Marion Cornish and Judith Parker are busy putting the finishing touches on a set of “fidget aprons,” soon to be delivered to an area dementia patient.

“I was a nurse, so I know what happens to people when they have Alzheimer’s and what kind of things they need to keep them busy,” said Cornish.

For the past 10 years, 15 to 20 women have been meeting monthly in Exeter to make “fidget aprons.”

They’re as simple as can be. A wearable apron with tactile things like buttons, zippers, beads, and different kinds of material sewn onto them.

The “aprons” are then distributed to area hospitals and long-term care homes to be used and worn by older adults with cognitive deficits.

“It keeps their hands busy, and keeps them mentally stimulated. The natural curiosity of what happens when I move this zipper, or feel this different material, or reach into that pocket. They’re wonderful,” said Deb Lines, recreation therapist at University Hospital in London.

FIDGET APRONS

“They beat drugs. They beat restraints. Hospitals aren’t necessarily geared to cater to who the patient is. This helps to do that,” said Dr. Monidipa Dasgupta, geriatrician at London Health Sciences Centre.

While most fidget aprons end up at hospitals and nursing homes, some are hand delivered to dementia patients in their homes who have short memories and anxious hands.

“A lot of people with dementia have those behaviours, and they need distraction, they need activation. The fidget aprons are really engaging for our older adults, and they allow them to keep some of their cognitive abilities too,” said Francis Taylor, a registered nurse working as Huron-Perth’s Enhanced Psychogeriatric Resource consultant.

FIDGET APRONS

The aprons and all the effort that goes into them prove that Huron County is a “dementia-friendly” community, saif Jeanette Sears from the Huron-Perth Alzheimer Society.

“There are well over 1.000 aprons that are out there in the community. That means there are over 1.000 people with dementia and their families that know that this community cares about them,” said Sears.

Since 2014, Huron’s Fidget Makers have made over 2000 “fidget aprons” for free, with donated material and volunteer sewers.

FIDGET APRONS

“In January, 17 of us came to work, and over a few hours of sewing, we made a whole pile of aprons.
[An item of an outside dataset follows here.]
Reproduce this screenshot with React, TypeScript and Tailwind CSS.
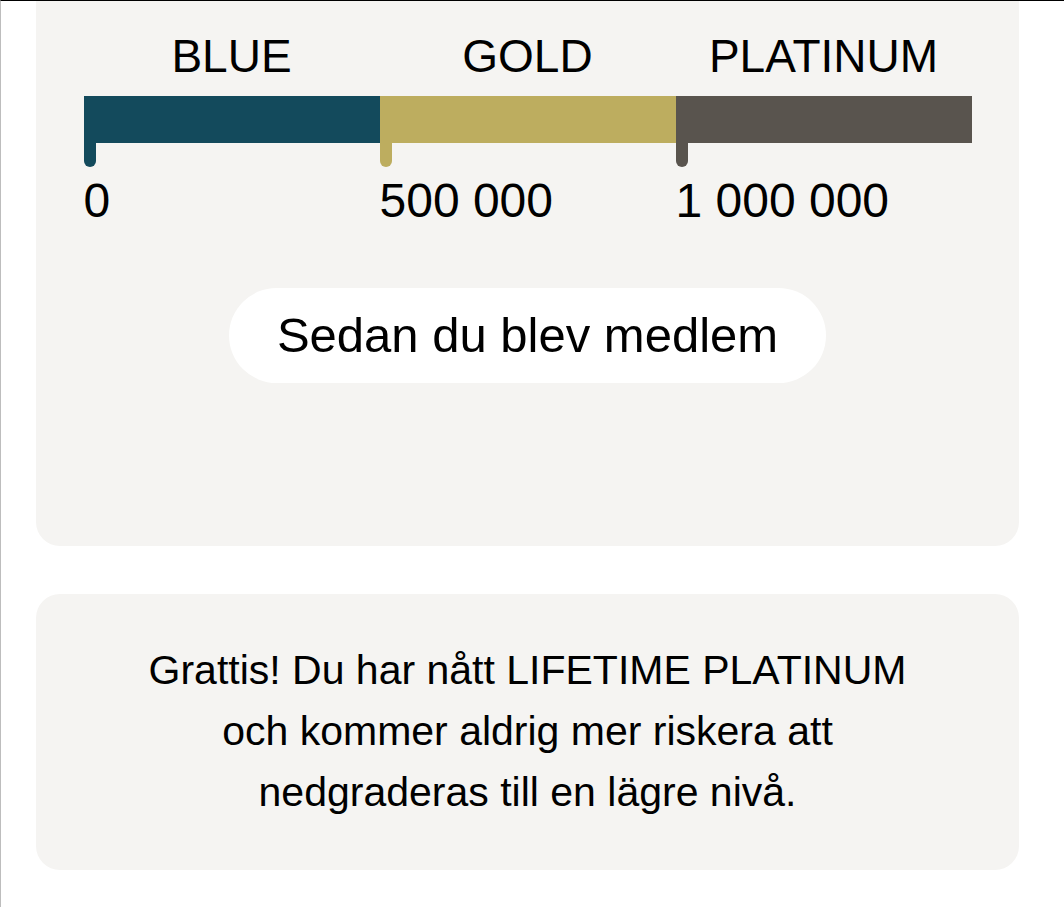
import React from "react";

/* =========================
   Tier bar
   ========================= */
type Tier = {
  name: string;
  from: string;
  bar: string;
};

const tiers: Tier[] = [
  { name: "BLUE", from: "0", bar: "bg-[#134a5c]" },
  { name: "GOLD", from: "500 000", bar: "bg-[#bdad5f]" },
  { name: "PLATINUM", from: "1 000 000", bar: "bg-[#59544e]" },
];

const TierBar: React.FC = () => {
  return (
    <div className="w-[888px]">
      {/* Labels */}
      <div className="grid grid-cols-3 mb-3">
        {tiers.map((t) => (
          <div key={t.name} className="text-center text-[46px] leading-[1.2] text-black">
            {t.name}
          </div>
        ))}
      </div>

      {/* Bar + ticks */}
      <div className="grid grid-cols-3">
        {tiers.map((t) => (
          <div key={t.name}>
            <div className={`h-[47px] ${t.bar}`} />
            <div className={`w-3 h-6 rounded-b-full ${t.bar}`} />
          </div>
        ))}
      </div>

      {/* Thresholds */}
      <div className="grid grid-cols-3 mt-[5px]">
        {tiers.map((t) => (
          <div key={t.name} className="text-[48px] leading-[1.2] text-black whitespace-nowrap">
            {t.from}
          </div>
        ))}
      </div>
    </div>
  );
};

export default function App() {
  return (
    <div
      className="min-h-[907px] bg-white border-t border-black border-l border-l-[#bdbdbd]"
      style={{ fontFamily: '"Liberation Sans", Arial, sans-serif' }}
    >
      <div className="pl-[35px] pr-[45px] flex flex-col gap-12">
        {/* Tier card */}
        <section className="bg-[#f5f4f2] rounded-b-3xl pt-[28px] pb-[163px] flex flex-col items-center">
          <TierBar />
          <div className="mt-[58px] h-[95px] px-12 rounded-full bg-white flex items-center justify-center text-[49px] text-black">
            Sedan du blev medlem
          </div>
        </section>

        {/* Lifetime card */}
        <section className="bg-[#f5f4f2] rounded-3xl pt-[46px] pb-[47px] text-center text-[41px] leading-[61px] text-black">
          Grattis! Du har nått LIFETIME PLATINUM
          <br />
          och kommer aldrig mer riskera att
          <br />
          nedgraderas till en lägre nivå.
        </section>
      </div>
    </div>
  );
}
We can hardly keep up with demand,” said ‘Head Fidgeteer’ Janet Clarke.

The fidget apron campaign has grown so large, the Exeter library now sends out kits for people to make them at home.

“We’re in our happy place making them, and I like to think that once the people receive it, use it, they get to be in their happy place, too,” said one of the fidget apron sewers Judith Parker.